Uncovering the consequences of Ag1+ on nano-structural, magneto-optical, antibacterial, and antifungal response of nickel oxide particles

Abstract

Metal oxide nanoparticles existing in transition metal series have intensely earned high research interest among material scientists by virtue of their dispersive magnetic nature desirable for antimicrobial action. Herein, we report the unsubstituted and silver (Ag) doped nickel oxide nanoparticles with varying dopant concentrations AgxNi1−xO (x = 0.00, 0.05, 0.10, and 0.15 M) prepared via flexible sol–gel citrate route at optimum temperature. The well-resolved prominent peaks from X-ray Diffraction (XRD) pattern confirmed the micro-structural attributes of NiO particles and the corresponding crystallite size decreases from 25.67 to 10.93 nm (nm) upon doping. The bandgap energy evaluated from the Tauc plot traced an increasing trend from 2.48 to 3.09 eV affirming the blue shift reasoned with the Burstein Moss phenomenon. Scanning Electron Microscopy (SEM) analysis portrayed the formation of spherical nanoparticles and the particle size was calculated. The phase purity and the chemical composition of nanoparticles were elucidated from Energy Dispersive X-ray (EDX) spectra which endorse only the presence of Ni, Ag, and O metals. Fourier Transform Infra-Red (FTIR) spectroscopy analysis operated in an IR vibrational spectral span confirms the functional group matrix.

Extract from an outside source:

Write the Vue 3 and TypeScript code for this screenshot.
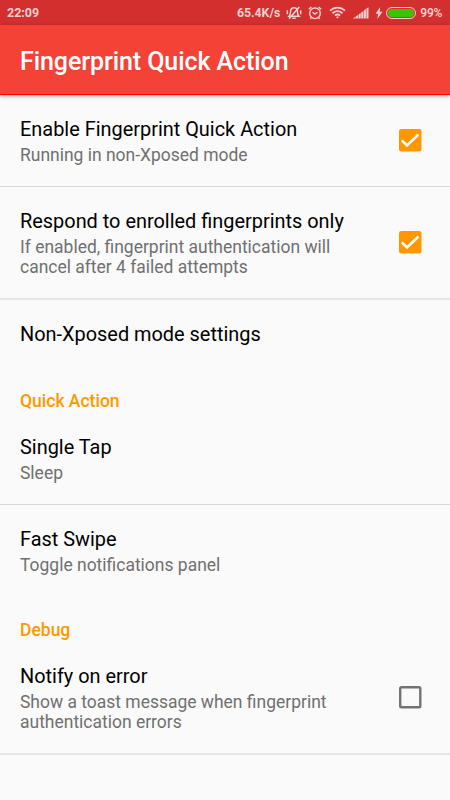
<script setup lang="ts">
interface Pref {
  kind: 'item' | 'category'
  title: string
  summary?: string[]
  checked?: boolean
  divider?: boolean
}

const prefs: Pref[] = [
  { kind: 'item', title: 'Enable Fingerprint Quick Action', summary: ['Running in non-Xposed mode'], checked: true, divider: true },
  { kind: 'item', title: 'Respond to enrolled fingerprints only', summary: ['If enabled, fingerprint authentication will', 'cancel after 4 failed attempts'], checked: true, divider: true },
  { kind: 'item', title: 'Non-Xposed mode settings' },
  { kind: 'category', title: 'Quick Action' },
  { kind: 'item', title: 'Single Tap', summary: ['Sleep'], divider: true },
  { kind: 'item', title: 'Fast Swipe', summary: ['Toggle notifications panel'] },
  { kind: 'category', title: 'Debug' },
  { kind: 'item', title: 'Notify on error', summary: ['Show a toast message when fingerprint', 'authentication errors'], checked: false, divider: true },
]
</script>

<template>
  <div class="screen">
    <header class="status">
      <span class="clock">22:09</span>
      <span class="speed">65.4K/s</span>
      <svg class="mute" width="16" height="14" viewBox="0 0 16 14" fill="none" stroke="currentColor" stroke-width="1.5">
        <path d="M3 10.300c1.300-1.300 1.500-2.500 1.500-4.300C4.500 3.500 6 1.700 8 1.700s3.500 1.800 3.500 4.300c0 1.800.2 3 1.500 4.300z" />
        <path d="M6.300 12.200h3.400M1.300 4.300v4M14.700 4.300v4M3 12.800L13.300 1" />
      </svg>
      <svg class="alarm" width="14" height="14" viewBox="0 0 14 14" fill="none" stroke="currentColor" stroke-width="1.400">
        <circle cx="7" cy="7.300" r="5.300" />
        <path d="M4.500 6.300L7 8.100l2.500-1.800M.8 3.300L3.400 1M13.200 3.300L10.600 1M3.300 11.600l-1 1.200M10.700 11.600l1 1.200" />
      </svg>
      <svg class="wifi" width="17" height="13" viewBox="0 0 17 13" fill="none" stroke="currentColor" stroke-width="1.800">
        <path d="M1 4.600c4.300-3.900 10.700-3.900 15 0M3.500 7.200c3-2.600 7-2.600 10 0M5.900 9.600c1.600-1.300 3.600-1.300 5.200 0" />
        <path d="M7 10.900c.9-.7 2.100-.7 3 0L8.500 12.500z" fill="currentColor" stroke="none" />
      </svg>
      <svg class="signal" width="16" height="12" viewBox="0 0 16 12" fill="currentColor">
        <path d="M0 11.500l2.400-1.700v1.700zM2.800 9.400l2.200-1.500v3.600H2.800zM5.500 7.500l2.200-1.600v5.600H5.500zM8.200 5.500l2.200-1.600v7.600H8.200zM10.900 3.500l2-1.500v9.500h-2zM13.400 1.500l2.100-1.200v11.200h-2.100z" />
      </svg>
      <svg class="bolt" width="8" height="12" viewBox="0 0 8 12" fill="currentColor">
        <path d="M5.200 0L.6 6.800h2.600L2.300 12 7.600 4.800H4.700z" />
      </svg>
      <span class="battery"><span class="charge"></span></span>
      <span class="percent">99%</span>
    </header>

    <div class="toolbar"><h1>Fingerprint Quick Action</h1></div>

    <main>
      <template v-for="p in prefs" :key="p.title">
        <h2 v-if="p.kind === 'category'" class="category">{{ p.title }}</h2>
        <section v-else class="row" :class="{ divided: p.divider, single: !p.summary, double: p.summary?.length === 2 }">
          <div class="text">
            <div class="title">{{ p.title }}</div>
            <div v-if="p.summary" class="summary">
              <div v-for="line in p.summary" :key="line">{{ line }}</div>
            </div>
          </div>
          <svg v-if="p.checked !== undefined" class="check" width="24" height="24" viewBox="0 0 24 24">
            <template v-if="p.checked">
              <rect x="1" y="1" width="22.500" height="22.500" rx="2.300" fill="#ff9800" />
              <path d="M3.800 12.300l5.200 5.200L20.500 6.500" fill="none" stroke="#fff" stroke-width="2.500" />
            </template>
            <rect v-else x="2.200" y="2.200" width="20.100" height="20.100" rx="1.300" fill="none" stroke="#737373" stroke-width="2.400" />
          </svg>
        </section>
      </template>
    </main>
  </div>
</template>

<style>
body {
  margin: 0;
  background: #fafafa;
}
</style>

<style scoped>
.screen {
  width: 450px;
  height: 800px;
  overflow: hidden;
  background: #fafafa;
  font-family: Roboto, "Liberation Sans", sans-serif;
  color: #000;
}
.status {
  box-sizing: border-box;
  height: 25px;
  padding: 0 8px 0 7px;
  display: flex;
  align-items: center;
  background: #d32f2f;
  color: #f6d0d0;
  font-size: 12px;
  font-weight: 700;
  white-space: nowrap;
}
.clock {
  flex: 1;
  font-size: 12.500px;
}
.speed {
  margin-right: 6px;
  font-size: 12.300px;
}
.mute {
  margin-right: 6px;
}
.alarm {
  margin-right: 7px;
}
.wifi {
  margin-right: 7px;
}
.signal {
  margin-right: 6px;
}
.bolt {
  margin-right: 3px;
}
.battery {
  box-sizing: border-box;
  width: 30px;
  height: 12px;
  padding: 1px;
  border: 1px solid #f6d0d0;
  border-radius: 6px;
  margin-right: 4px;
}
.charge {
  display: block;
  height: 8px;
  border-radius: 4px;
  background: #42c003;
}
.percent {
  font-size: 12px;
  font-weight: 600;
  letter-spacing: -0.300px;
}
.toolbar {
  box-sizing: border-box;
  height: 70px;
  padding: 0 20px;
  display: flex;
  align-items: center;
  background: #f44336;
  border-bottom: 1px solid #fb0808;
  box-shadow: 0 1px 4px rgba(0, 0, 0, 0.35);
}
h1 {
  margin: 5px 0 0;
  color: #fff;
  font-size: 25px;
  line-height: 30px;
  font-weight: 500;
  letter-spacing: -0.080px;
  white-space: nowrap;
}
.row {
  box-sizing: border-box;
  height: 91px;
  padding: 23px 28px 0 20px;
  display: flex;
  justify-content: space-between;
}
.double {
  height: 112px;
}
.single {
  height: 68px;
  padding-top: 24px;
}
.row.divided {
  border-bottom: 1px solid #d8d8d8;
}
.row.divided.double {
  border-bottom: 2px solid #e6e6e6;
  height: 113px;
  margin-bottom: -1px;
}
.row.divided:not(.double) {
  height: 92px;
}
.text {
  white-space: nowrap;
}
.title {
  font-size: 19.920px;
  line-height: 24px;
}
.summary {
  margin-top: 3px;
  font-size: 17.480px;
  line-height: 20px;
  color: #707070;
}
.check {
  align-self: center;
  margin-top: -25px;
}
.category {
  box-sizing: border-box;
  height: 46px;
  margin: 0;
  padding: 24px 20px 0;
  color: #ff9800;
  font-size: 17.500px;
  line-height: 21px;
  font-weight: 500;
}
</style>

Dielectric constant and loss of doped nanoparticles were discussed where the loss decreases with increasing dopant concentration. Saturation magnetization (Ms) and coercivity (Hc) were calculated from Vibrating Sample Magnetometer (VSM) studies where Ms perform a declining tendency from 39.96 to 2.86 emu/g which is favorable in the construction of antennas and memory storage equipment. In addition, the nanoparticles were tested against different bacterial and fungal organisms to examine their antimicrobial activity wherein the high concentration (Ag0.15Ni0.85O) doped nanoparticles exhibited a higher antimicrobial response.